-- start of STORED DATA --

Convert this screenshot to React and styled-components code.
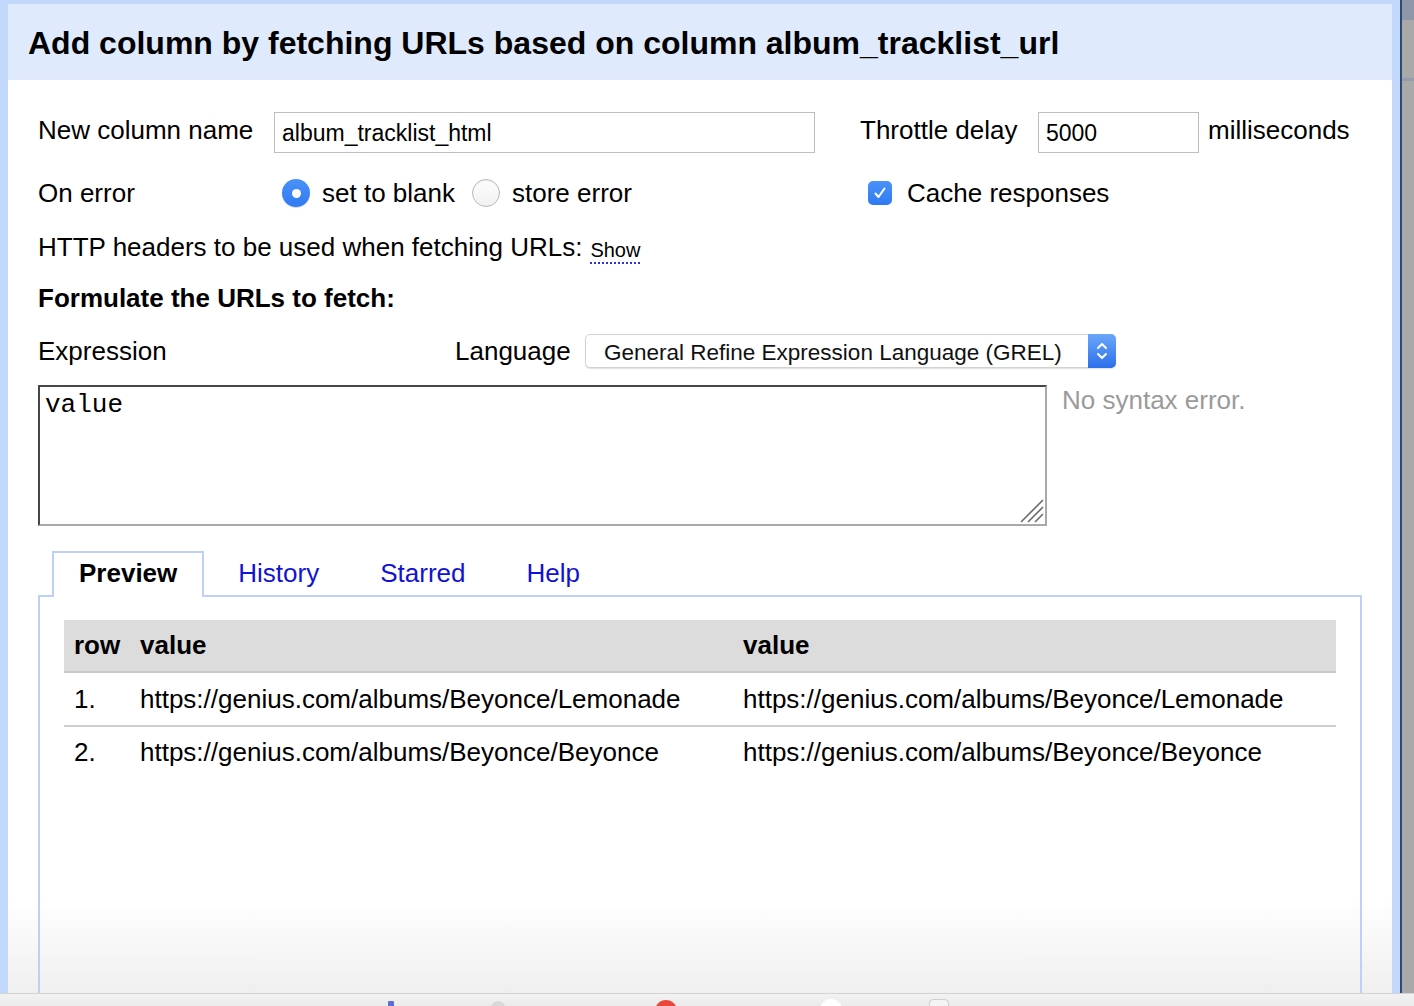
import React from "react";
import styled, { createGlobalStyle } from "styled-components";

const Global = createGlobalStyle`
  html, body { margin: 0; padding: 0; }
  body { font-family: "Liberation Sans", Arial, sans-serif; color: #000; background: #fff; }
  * { box-sizing: border-box; }
`;

const Screen = styled.div`
  width: 1414px;
  height: 1006px;
  display: flex;
  flex-direction: column;
  overflow: hidden;
`;

const Workspace = styled.div`
  flex: 1;
  display: flex;
  min-height: 0;
`;

const DialogFrame = styled.div`
  width: 1400px;
  background: #c3d9fb;
  padding: 4px 8px 0 8px;
  display: flex;
`;

const Dialog = styled.div`
  flex: 1;
  display: flex;
  flex-direction: column;
  min-width: 0;
`;

const Header = styled.div`
  height: 76px;
  background: #dfebfd;
  display: flex;
  align-items: center;
  padding-left: 20px;
  padding-top: 2px;
`;

const Title = styled.h1`
  margin: 0;
  font-size: 32px;
  font-weight: bold;
  letter-spacing: 0;
`;

const Body = styled.div`
  flex: 1;
  display: flex;
  flex-direction: column;
  padding: 0 30px;
  min-height: 0;
  background: linear-gradient(to bottom, #ffffff 0, #ffffff 820px, #efefef 913px);
`;

const Row = styled.div`
  display: flex;
  align-items: center;
  height: ${(p) => p.h || 34}px;
  margin-top: ${(p) => p.mt || 0}px;
  font-size: 26px;
`;

const Cell = styled.div`
  display: flex;
  align-items: center;
  width: ${(p) => p.w}px;
  flex: none;
  height: 100%;
  padding-left: ${(p) => p.pl || 0}px;
`;

const Label = styled.span`
  display: inline-block;
  width: ${(p) => (p.w ? `${p.w}px` : "auto")};
  flex: none;
  font-size: 26px;
  font-weight: ${(p) => (p.bold ? "bold" : "normal")};
  white-space: nowrap;
  position: relative;
  top: ${(p) => p.dy || 0}px;
`;

const TextInput = styled.div`
  width: ${(p) => p.w}px;
  height: 41px;
  border: 1px solid #bfbfbf;
  padding-left: 7px;
  display: flex;
  align-items: center;
  font-size: 23px;
  flex: none;
  padding-top: 1px;
`;

const Unit = styled.span`
  margin-left: 9px;
  font-size: 26px;
  position: relative;
  top: -2px;
`;

const Radio = styled.span`
  width: 28px;
  height: 28px;
  border-radius: 50%;
  flex: none;
  display: inline-flex;
  align-items: center;
  justify-content: center;
  margin-right: 12px;
  margin-left: ${(p) => p.ml || 0}px;
  background: ${(p) => (p.checked ? "linear-gradient(#4a92f8, #2f7af2)" : "linear-gradient(#fdfdfd, #f1f1f1)")};
  border: ${(p) => (p.checked ? "none" : "1.5px solid #b9b9b9")};
  box-shadow: ${(p) => (p.checked ? "0 1px 1px rgba(0,0,0,0.15)" : "inset 0 1px 1px rgba(0,0,0,0.06)")};
  &::after {
    content: "";
    display: ${(p) => (p.checked ? "block" : "none")};
    width: 9px;
    height: 9px;
    border-radius: 50%;
    background: #fff;
  }
`;

const Checkbox = styled.span`
  width: 24px;
  height: 24px;
  border-radius: 5px;
  background: linear-gradient(#4a92f8, #2f7af2);
  display: inline-flex;
  align-items: center;
  justify-content: center;
  margin-right: 15px;
  flex: none;
`;

const ShowLink = styled.span`
  font-size: 20px;
  margin-left: 8px;
  line-height: 22px;
  border-bottom: 2px dotted #3030d8;
  padding-bottom: 1px;
  margin-top: 8px;
`;

const Select = styled.div`
  width: 531px;
  height: 34px;
  border: 1px solid #d2d2d2;
  border-radius: 5px;
  box-shadow: 0 1px 1px rgba(0, 0, 0, 0.12);
  display: flex;
  align-items: stretch;
  background: #fff;
  flex: none;
`;

const SelectText = styled.span`
  flex: 1;
  display: flex;
  align-items: center;
  padding-left: 18px;
  padding-top: 3px;
  font-size: 22.5px;
  color: #111;
`;

const SelectArrow = styled.span`
  width: 28px;
  margin: -1px -1px -1px 0;
  border-radius: 0 5px 5px 0;
  background: linear-gradient(#6aa7fb, #2c6fea);
  display: flex;
  align-items: center;
  justify-content: center;
`;

const EditorRow = styled.div`
  display: flex;
  align-items: flex-start;
  margin-top: 17px;
`;

const EditorBox = styled.div`
  position: relative;
  width: 1009px;
  height: 141px;
  flex: none;
  border-top: 2px solid #474747;
  border-left: 2px solid #474747;
  border-right: 2px solid #a9a9a9;
  border-bottom: 2px solid #a9a9a9;
  padding: 3px 5px;
  font-family: "Liberation Mono", "Courier New", monospace;
  font-size: 26px;
  line-height: 30px;
`;

const Grip = styled.svg`
  position: absolute;
  right: 1px;
  bottom: 1px;
`;

const Status = styled.span`
  margin-left: 15px;
  font-size: 26px;
  line-height: 30px;
  color: #9a9a9a;
`;

const TabBar = styled.div`
  display: flex;
  height: 44px;
  margin-top: 25px;
  padding-left: 14px;
  align-items: flex-start;
  position: relative;
  z-index: 1;
`;

const Tab = styled.div`
  height: 46px;
  padding: 0 25px 4px 25px;
  margin-right: 7px;
  border: 2px solid ${(p) => (p.active ? "#bdd1f8" : "transparent")};
  border-bottom: none;
  background: ${(p) => (p.active ? "#fff" : "transparent")};
  display: flex;
  align-items: center;
  font-size: 26px;
  font-weight: ${(p) => (p.active ? "bold" : "normal")};
  color: ${(p) => (p.active ? "#000" : "#1212d4")};
`;

const Panel = styled.div`
  flex: 1;
  border: 2px solid #bdd1f8;
  border-bottom: none;
  padding: 23px 24px 0 24px;
  min-height: 0;
`;

const Table = styled.table`
  width: 100%;
  border-collapse: collapse;
  table-layout: fixed;
  font-size: 26px;
`;

const HeadCell = styled.th`
  background: #dcdcdc;
  height: 52px;
  text-align: left;
  padding: 0 0 0 10px;
  font-weight: bold;
  border-bottom: 2px solid #c8c8c8;
  white-space: nowrap;
`;

const DataCell = styled.td`
  height: ${(p) => (p.last ? 52 : 54)}px;
  padding: 0 0 0 10px;
  border-bottom: ${(p) => (p.last ? "none" : "2px solid #cdcdcd")};
  white-space: nowrap;
`;

const DarkLine = styled.div`
  width: 2px;
  background: #2d4b70;
`;

const GrayPane = styled.div`
  flex: 1;
  background: linear-gradient(to bottom, #8e97aa 0, #8e97aa 20px, #a9a9a9 20px, #a9a9a9 78px, #949cae 78px, #949cae 81px, #a9a9a9 81px);
`;

const Dock = styled.div`
  height: 13px;
  border-top: 1px solid #d3d3d3;
  background: linear-gradient(#f2f2f2, #ebebeb);
  display: flex;
  align-items: flex-start;
  overflow: hidden;
  padding-left: 388px;
`;

const DockItem = styled.span`
  flex: none;
  margin-left: ${(p) => p.ml}px;
  margin-top: ${(p) => p.mt || 6}px;
  width: ${(p) => p.w}px;
  height: ${(p) => p.w}px;
  border-radius: ${(p) => p.r || "50%"};
  background: ${(p) => p.bg};
  border: ${(p) => p.bd || "none"};
`;

const rows = [
  ["1.", "https://genius.com/albums/Beyonce/Lemonade"],
  ["2.", "https://genius.com/albums/Beyonce/Beyonce"],
];

export default function App() {
  return (
    <>
      <Global />
      <Screen>
        <Workspace>
          <DialogFrame>
            <Dialog>
              <Header>
                <Title>Add column by fetching URLs based on column album_tracklist_url</Title>
              </Header>
              <Body>
                <Row h={41} mt={32}>
                  <Cell w={822}>
                    <Label w={236} dy={-2}>New column name</Label>
                    <TextInput w={541}>album_tracklist_html</TextInput>
                  </Cell>
                  <Label w={178} dy={-2}>Throttle delay</Label>
                  <TextInput w={161}>5000</TextInput>
                  <Unit>milliseconds</Unit>
                </Row>
                <Row mt={23}>
                  <Cell w={822}>
                    <Label w={244}>On error</Label>
                    <Radio checked />
                    <Label>set to blank</Label>
                    <Radio ml={17} />
                    <Label>store error</Label>
                  </Cell>
                  <Cell w={400} pl={8}>
                    <Checkbox>
                      <svg width="14" height="14" viewBox="0 0 14 14">
                        <path d="M2.5 7.5 L5.5 11 L11.5 2.5" fill="none" stroke="#fff" strokeWidth="2" strokeLinecap="round" strokeLinejoin="round" />
                      </svg>
                    </Checkbox>
                    <Label>Cache responses</Label>
                  </Cell>
                </Row>
                <Row mt={20}>
                  <Label>HTTP headers to be used when fetching URLs:</Label>
                  <ShowLink>Show</ShowLink>
                </Row>
                <Row mt={17}>
                  <Label bold>Formulate the URLs to fetch:</Label>
                </Row>
                <Row mt={19}>
                  <Label w={417}>Expression</Label>
                  <Label w={130}>Language</Label>
                  <Select>
                    <SelectText>General Refine Expression Language (GREL)</SelectText>
                    <SelectArrow>
                      <svg width="14" height="24" viewBox="0 0 14 24">
                        <path d="M3 9 L7 5 L11 9" fill="none" stroke="#fff" strokeWidth="2" strokeLinecap="round" strokeLinejoin="round" />
                        <path d="M3 15 L7 19 L11 15" fill="none" stroke="#fff" strokeWidth="2" strokeLinecap="round" strokeLinejoin="round" />
                      </svg>
                    </SelectArrow>
                  </Select>
                </Row>
                <EditorRow>
                  <EditorBox>
                    value
                    <Grip width="28" height="28" viewBox="0 0 28 28">
                      <path d="M27 5 L5 27 M27 12 L12 27 M27 19 L19 27" stroke="#6a6a6a" strokeWidth="1.6" fill="none" />
                    </Grip>
                  </EditorBox>
                  <Status>No syntax error.</Status>
                </EditorRow>
                <TabBar>
                  <Tab active>Preview</Tab>
                  <Tab>History</Tab>
                  <Tab>Starred</Tab>
                  <Tab>Help</Tab>
                </TabBar>
                <Panel>
                  <Table>
                    <colgroup>
                      <col style={{ width: "66px" }} />
                      <col style={{ width: "603px" }} />
                      <col />
                    </colgroup>
                    <thead>
                      <tr>
                        <HeadCell>row</HeadCell>
                        <HeadCell>value</HeadCell>
                        <HeadCell>value</HeadCell>
                      </tr>
                    </thead>
                    <tbody>
                      {rows.map(([n, url], i) => (
                        <tr key={n}>
                          <DataCell last={i === rows.length - 1}>{n}</DataCell>
                          <DataCell last={i === rows.length - 1}>{url}</DataCell>
                          <DataCell last={i === rows.length - 1}>{url}</DataCell>
                        </tr>
                      ))}
                    </tbody>
                  </Table>
                </Panel>
              </Body>
            </Dialog>
          </DialogFrame>
          <DarkLine />
          <GrayPane />
        </Workspace>
        <Dock>
          <DockItem ml={0} w={6} bg="#5a6fd0" r="1px" mt={7} />
          <DockItem ml={97} w={14} bg="#d9d9d9" mt={7} />
          <DockItem ml={150} w={22} bg="#e8493c" />
          <DockItem ml={143} w={22} bg="#ffffff" mt={5} />
          <DockItem ml={87} w={20} bg="#f4f4f4" r="4px" bd="1px solid #cfcfcf" mt={5} />
        </Dock>
      </Screen>
    </>
  );
}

-- end of STORED DATA --

EXERCISE TASK:
Find the word "React" in the data and show each line that holds it.

SOLVED EXERCISE:
Convert this screenshot to React and styled-components code.
import React from "react";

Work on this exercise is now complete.